» The data:
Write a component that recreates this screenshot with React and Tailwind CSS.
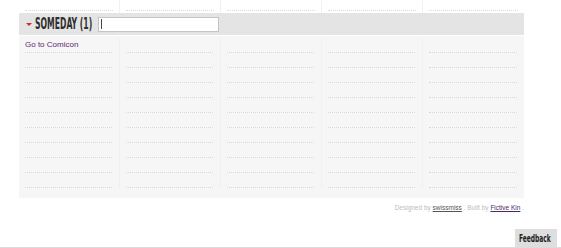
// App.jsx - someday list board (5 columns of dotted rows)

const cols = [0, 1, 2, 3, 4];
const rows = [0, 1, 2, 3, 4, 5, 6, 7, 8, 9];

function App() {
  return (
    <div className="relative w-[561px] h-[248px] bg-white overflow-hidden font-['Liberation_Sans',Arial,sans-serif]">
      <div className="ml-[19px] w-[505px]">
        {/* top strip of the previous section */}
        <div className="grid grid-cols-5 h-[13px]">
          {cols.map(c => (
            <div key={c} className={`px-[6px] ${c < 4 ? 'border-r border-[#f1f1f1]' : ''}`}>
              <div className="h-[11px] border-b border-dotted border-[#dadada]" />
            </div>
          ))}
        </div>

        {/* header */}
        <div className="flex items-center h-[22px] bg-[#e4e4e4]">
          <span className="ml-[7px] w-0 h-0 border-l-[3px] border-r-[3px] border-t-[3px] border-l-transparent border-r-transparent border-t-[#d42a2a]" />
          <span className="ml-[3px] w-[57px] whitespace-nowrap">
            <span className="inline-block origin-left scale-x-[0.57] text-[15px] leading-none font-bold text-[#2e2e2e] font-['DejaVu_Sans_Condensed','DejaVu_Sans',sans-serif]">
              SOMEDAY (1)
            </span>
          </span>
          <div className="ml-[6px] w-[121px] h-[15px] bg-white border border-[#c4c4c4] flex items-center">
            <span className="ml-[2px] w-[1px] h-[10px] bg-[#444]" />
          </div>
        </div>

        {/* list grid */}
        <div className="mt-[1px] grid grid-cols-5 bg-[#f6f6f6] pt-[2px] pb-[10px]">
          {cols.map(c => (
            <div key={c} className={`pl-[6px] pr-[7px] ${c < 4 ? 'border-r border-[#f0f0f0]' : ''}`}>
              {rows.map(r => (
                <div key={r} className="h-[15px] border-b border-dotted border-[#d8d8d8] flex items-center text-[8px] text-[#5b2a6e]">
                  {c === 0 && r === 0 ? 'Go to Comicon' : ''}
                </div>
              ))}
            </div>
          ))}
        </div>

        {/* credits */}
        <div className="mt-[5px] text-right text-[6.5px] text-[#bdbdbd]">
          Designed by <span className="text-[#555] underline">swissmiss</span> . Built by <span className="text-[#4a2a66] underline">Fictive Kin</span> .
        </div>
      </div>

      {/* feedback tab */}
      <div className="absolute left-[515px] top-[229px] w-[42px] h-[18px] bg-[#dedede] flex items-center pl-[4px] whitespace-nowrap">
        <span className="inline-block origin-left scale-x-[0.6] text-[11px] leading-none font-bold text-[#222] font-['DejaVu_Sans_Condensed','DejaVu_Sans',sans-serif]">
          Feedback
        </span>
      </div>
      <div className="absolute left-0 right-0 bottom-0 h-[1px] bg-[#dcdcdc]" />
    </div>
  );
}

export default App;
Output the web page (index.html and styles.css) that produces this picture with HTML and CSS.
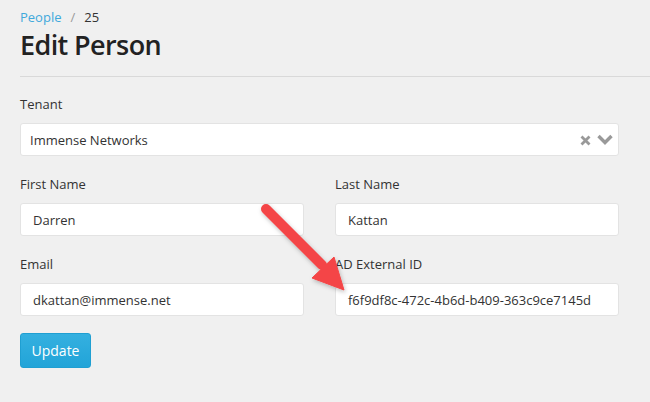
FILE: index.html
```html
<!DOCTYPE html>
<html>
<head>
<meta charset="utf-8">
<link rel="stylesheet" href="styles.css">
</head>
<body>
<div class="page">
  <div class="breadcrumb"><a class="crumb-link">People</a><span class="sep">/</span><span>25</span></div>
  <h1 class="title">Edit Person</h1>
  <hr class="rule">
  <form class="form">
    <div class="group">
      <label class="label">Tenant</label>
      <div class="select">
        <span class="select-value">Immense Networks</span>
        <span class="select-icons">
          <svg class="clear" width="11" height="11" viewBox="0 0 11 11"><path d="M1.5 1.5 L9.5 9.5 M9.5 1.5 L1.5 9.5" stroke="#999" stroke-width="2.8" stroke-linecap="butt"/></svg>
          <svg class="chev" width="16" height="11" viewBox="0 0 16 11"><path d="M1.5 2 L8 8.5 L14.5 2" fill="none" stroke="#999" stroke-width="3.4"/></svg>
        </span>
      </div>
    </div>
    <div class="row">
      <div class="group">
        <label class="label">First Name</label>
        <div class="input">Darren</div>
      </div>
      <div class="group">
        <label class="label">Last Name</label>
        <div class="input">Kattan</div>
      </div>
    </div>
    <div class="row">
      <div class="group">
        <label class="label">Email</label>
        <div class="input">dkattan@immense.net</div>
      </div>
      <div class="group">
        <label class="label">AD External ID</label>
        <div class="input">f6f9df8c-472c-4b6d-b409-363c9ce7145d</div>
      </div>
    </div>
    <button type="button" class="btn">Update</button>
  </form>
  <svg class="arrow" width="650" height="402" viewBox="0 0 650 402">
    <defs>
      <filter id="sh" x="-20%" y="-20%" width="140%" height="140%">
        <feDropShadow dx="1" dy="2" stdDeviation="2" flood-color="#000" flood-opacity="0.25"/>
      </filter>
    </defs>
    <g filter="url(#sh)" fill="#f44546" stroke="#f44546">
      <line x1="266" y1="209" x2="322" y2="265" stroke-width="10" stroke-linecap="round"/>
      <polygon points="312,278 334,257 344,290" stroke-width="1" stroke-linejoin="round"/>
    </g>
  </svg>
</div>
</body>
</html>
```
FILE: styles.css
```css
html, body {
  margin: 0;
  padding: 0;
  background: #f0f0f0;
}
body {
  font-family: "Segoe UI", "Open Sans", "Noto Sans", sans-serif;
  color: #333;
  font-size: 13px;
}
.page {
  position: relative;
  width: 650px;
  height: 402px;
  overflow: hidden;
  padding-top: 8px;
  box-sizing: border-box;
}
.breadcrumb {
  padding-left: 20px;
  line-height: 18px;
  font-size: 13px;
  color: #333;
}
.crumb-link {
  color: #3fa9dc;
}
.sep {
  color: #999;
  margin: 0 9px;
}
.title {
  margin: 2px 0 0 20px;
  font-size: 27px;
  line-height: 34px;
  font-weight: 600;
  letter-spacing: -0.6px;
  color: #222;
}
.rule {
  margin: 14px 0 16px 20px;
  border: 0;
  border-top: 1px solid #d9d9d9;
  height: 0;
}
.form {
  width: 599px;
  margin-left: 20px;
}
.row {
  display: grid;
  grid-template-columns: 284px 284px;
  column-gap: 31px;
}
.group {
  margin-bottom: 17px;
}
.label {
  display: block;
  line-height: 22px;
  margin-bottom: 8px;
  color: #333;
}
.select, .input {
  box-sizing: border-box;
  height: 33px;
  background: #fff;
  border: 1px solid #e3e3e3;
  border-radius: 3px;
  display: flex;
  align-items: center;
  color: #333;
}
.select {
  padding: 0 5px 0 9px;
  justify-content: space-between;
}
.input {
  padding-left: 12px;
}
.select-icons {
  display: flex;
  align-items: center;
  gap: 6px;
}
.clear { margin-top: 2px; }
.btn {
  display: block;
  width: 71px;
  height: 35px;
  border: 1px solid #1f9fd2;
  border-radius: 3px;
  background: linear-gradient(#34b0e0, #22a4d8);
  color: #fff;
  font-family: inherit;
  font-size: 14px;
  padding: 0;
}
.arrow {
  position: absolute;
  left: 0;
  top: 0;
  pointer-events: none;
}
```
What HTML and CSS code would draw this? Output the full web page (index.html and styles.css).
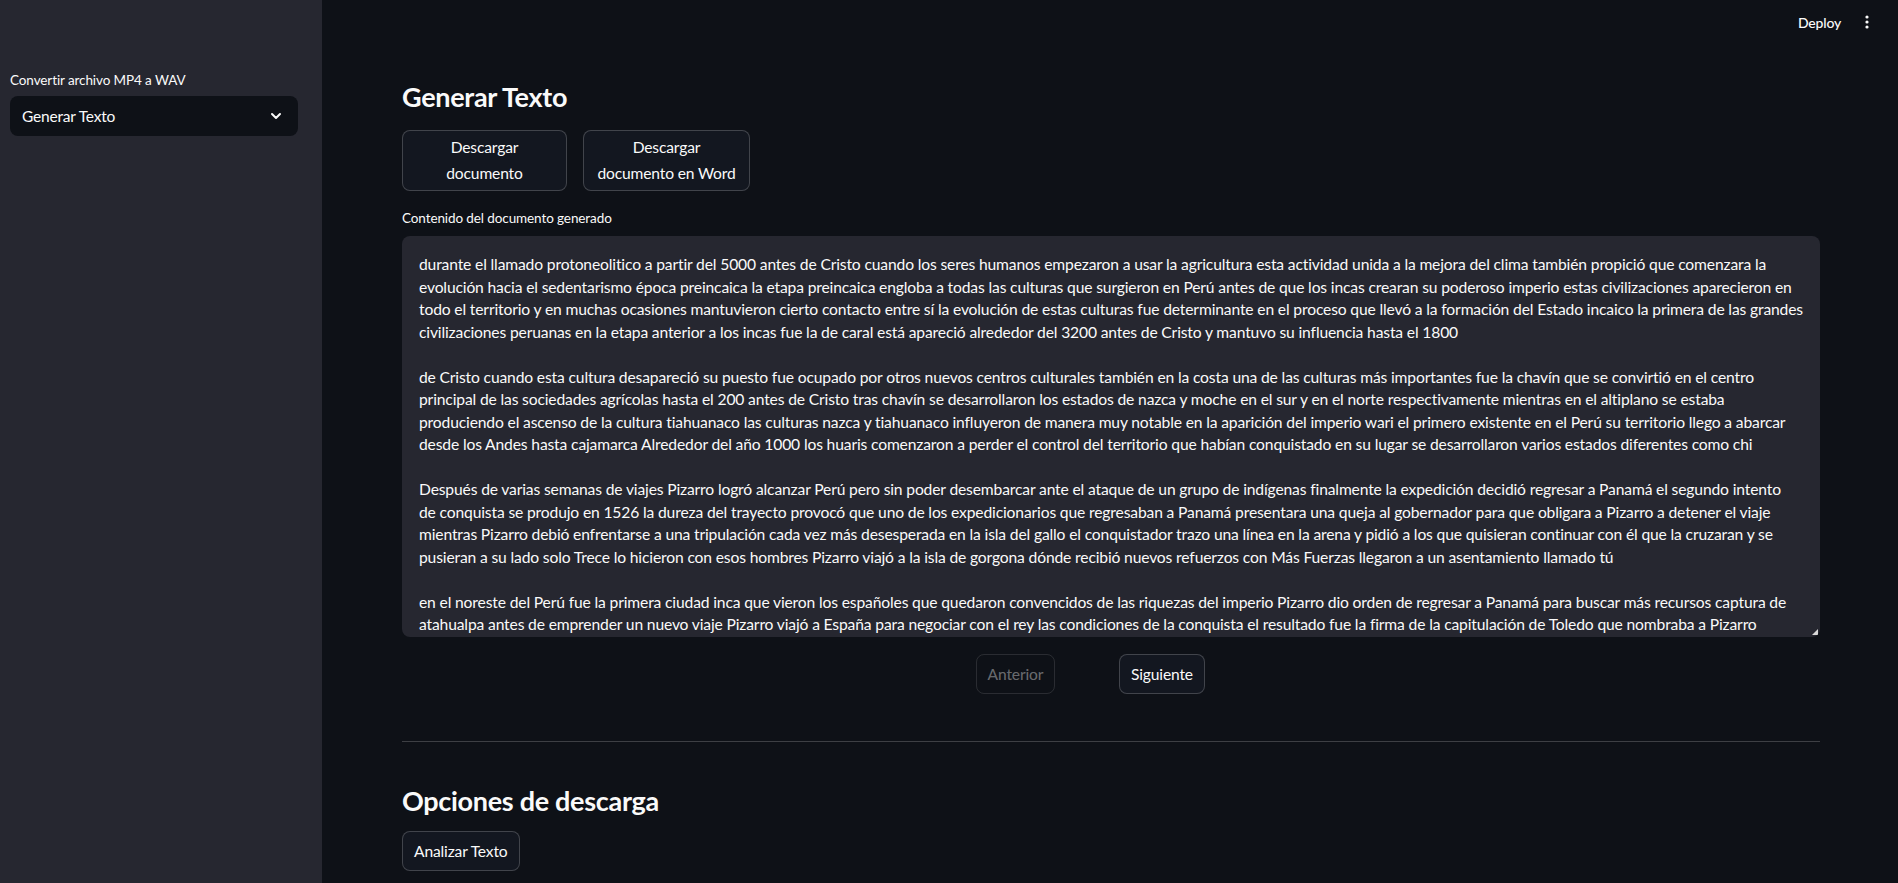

» The request: Reproduce the listing exactly. Leave its pictures out.

» Exercise output:
Write a component that recreates this screenshot with React and Tailwind CSS.
// App.jsx - someday list board (5 columns of dotted rows)

const cols = [0, 1, 2, 3, 4];
const rows = [0, 1, 2, 3, 4, 5, 6, 7, 8, 9];

function App() {
  return (
    <div className="relative w-[561px] h-[248px] bg-white overflow-hidden font-['Liberation_Sans',Arial,sans-serif]">
      <div className="ml-[19px] w-[505px]">
        {/* top strip of the previous section */}
        <div className="grid grid-cols-5 h-[13px]">
          {cols.map(c => (
            <div key={c} className={`px-[6px] ${c < 4 ? 'border-r border-[#f1f1f1]' : ''}`}>
              <div className="h-[11px] border-b border-dotted border-[#dadada]" />
            </div>
          ))}
        </div>

        {/* header */}
        <div className="flex items-center h-[22px] bg-[#e4e4e4]">
          <span className="ml-[7px] w-0 h-0 border-l-[3px] border-r-[3px] border-t-[3px] border-l-transparent border-r-transparent border-t-[#d42a2a]" />
          <span className="ml-[3px] w-[57px] whitespace-nowrap">
            <span className="inline-block origin-left scale-x-[0.57] text-[15px] leading-none font-bold text-[#2e2e2e] font-['DejaVu_Sans_Condensed','DejaVu_Sans',sans-serif]">
              SOMEDAY (1)
            </span>
          </span>
          <div className="ml-[6px] w-[121px] h-[15px] bg-white border border-[#c4c4c4] flex items-center">
            <span className="ml-[2px] w-[1px] h-[10px] bg-[#444]" />
          </div>
        </div>

        {/* list grid */}
        <div className="mt-[1px] grid grid-cols-5 bg-[#f6f6f6] pt-[2px] pb-[10px]">
          {cols.map(c => (
            <div key={c} className={`pl-[6px] pr-[7px] ${c < 4 ? 'border-r border-[#f0f0f0]' : ''}`}>
              {rows.map(r => (
                <div key={r} className="h-[15px] border-b border-dotted border-[#d8d8d8] flex items-center text-[8px] text-[#5b2a6e]">
                  {c === 0 && r === 0 ? 'Go to Comicon' : ''}
                </div>
              ))}
            </div>
          ))}
        </div>

        {/* credits */}
        <div className="mt-[5px] text-right text-[6.5px] text-[#bdbdbd]">
          Designed by <span className="text-[#555] underline">swissmiss</span> . Built by <span className="text-[#4a2a66] underline">Fictive Kin</span> .
        </div>
      </div>

      {/* feedback tab */}
      <div className="absolute left-[515px] top-[229px] w-[42px] h-[18px] bg-[#dedede] flex items-center pl-[4px] whitespace-nowrap">
        <span className="inline-block origin-left scale-x-[0.6] text-[11px] leading-none font-bold text-[#222] font-['DejaVu_Sans_Condensed','DejaVu_Sans',sans-serif]">
          Feedback
        </span>
      </div>
      <div className="absolute left-0 right-0 bottom-0 h-[1px] bg-[#dcdcdc]" />
    </div>
  );
}

export default App;
Output the web page (index.html and styles.css) that produces this picture with HTML and CSS.
FILE: index.html
```html
<!DOCTYPE html>
<html>
<head>
<meta charset="utf-8">
<link rel="stylesheet" href="styles.css">
</head>
<body>
<div class="page">
  <div class="breadcrumb"><a class="crumb-link">People</a><span class="sep">/</span><span>25</span></div>
  <h1 class="title">Edit Person</h1>
  <hr class="rule">
  <form class="form">
    <div class="group">
      <label class="label">Tenant</label>
      <div class="select">
        <span class="select-value">Immense Networks</span>
        <span class="select-icons">
          <svg class="clear" width="11" height="11" viewBox="0 0 11 11"><path d="M1.5 1.5 L9.5 9.5 M9.5 1.5 L1.5 9.5" stroke="#999" stroke-width="2.8" stroke-linecap="butt"/></svg>
          <svg class="chev" width="16" height="11" viewBox="0 0 16 11"><path d="M1.5 2 L8 8.5 L14.5 2" fill="none" stroke="#999" stroke-width="3.4"/></svg>
        </span>
      </div>
    </div>
    <div class="row">
      <div class="group">
        <label class="label">First Name</label>
        <div class="input">Darren</div>
      </div>
      <div class="group">
        <label class="label">Last Name</label>
        <div class="input">Kattan</div>
      </div>
    </div>
    <div class="row">
      <div class="group">
        <label class="label">Email</label>
        <div class="input">dkattan@immense.net</div>
      </div>
      <div class="group">
        <label class="label">AD External ID</label>
        <div class="input">f6f9df8c-472c-4b6d-b409-363c9ce7145d</div>
      </div>
    </div>
    <button type="button" class="btn">Update</button>
  </form>
  <svg class="arrow" width="650" height="402" viewBox="0 0 650 402">
    <defs>
      <filter id="sh" x="-20%" y="-20%" width="140%" height="140%">
        <feDropShadow dx="1" dy="2" stdDeviation="2" flood-color="#000" flood-opacity="0.25"/>
      </filter>
    </defs>
    <g filter="url(#sh)" fill="#f44546" stroke="#f44546">
      <line x1="266" y1="209" x2="322" y2="265" stroke-width="10" stroke-linecap="round"/>
      <polygon points="312,278 334,257 344,290" stroke-width="1" stroke-linejoin="round"/>
    </g>
  </svg>
</div>
</body>
</html>
```
FILE: styles.css
```css
html, body {
  margin: 0;
  padding: 0;
  background: #f0f0f0;
}
body {
  font-family: "Segoe UI", "Open Sans", "Noto Sans", sans-serif;
  color: #333;
  font-size: 13px;
}
.page {
  position: relative;
  width: 650px;
  height: 402px;
  overflow: hidden;
  padding-top: 8px;
  box-sizing: border-box;
}
.breadcrumb {
  padding-left: 20px;
  line-height: 18px;
  font-size: 13px;
  color: #333;
}
.crumb-link {
  color: #3fa9dc;
}
.sep {
  color: #999;
  margin: 0 9px;
}
.title {
  margin: 2px 0 0 20px;
  font-size: 27px;
  line-height: 34px;
  font-weight: 600;
  letter-spacing: -0.6px;
  color: #222;
}
.rule {
  margin: 14px 0 16px 20px;
  border: 0;
  border-top: 1px solid #d9d9d9;
  height: 0;
}
.form {
  width: 599px;
  margin-left: 20px;
}
.row {
  display: grid;
  grid-template-columns: 284px 284px;
  column-gap: 31px;
}
.group {
  margin-bottom: 17px;
}
.label {
  display: block;
  line-height: 22px;
  margin-bottom: 8px;
  color: #333;
}
.select, .input {
  box-sizing: border-box;
  height: 33px;
  background: #fff;
  border: 1px solid #e3e3e3;
  border-radius: 3px;
  display: flex;
  align-items: center;
  color: #333;
}
.select {
  padding: 0 5px 0 9px;
  justify-content: space-between;
}
.input {
  padding-left: 12px;
}
.select-icons {
  display: flex;
  align-items: center;
  gap: 6px;
}
.clear { margin-top: 2px; }
.btn {
  display: block;
  width: 71px;
  height: 35px;
  border: 1px solid #1f9fd2;
  border-radius: 3px;
  background: linear-gradient(#34b0e0, #22a4d8);
  color: #fff;
  font-family: inherit;
  font-size: 14px;
  padding: 0;
}
.arrow {
  position: absolute;
  left: 0;
  top: 0;
  pointer-events: none;
}
```
What HTML and CSS code would draw this? Output the full web page (index.html and styles.css).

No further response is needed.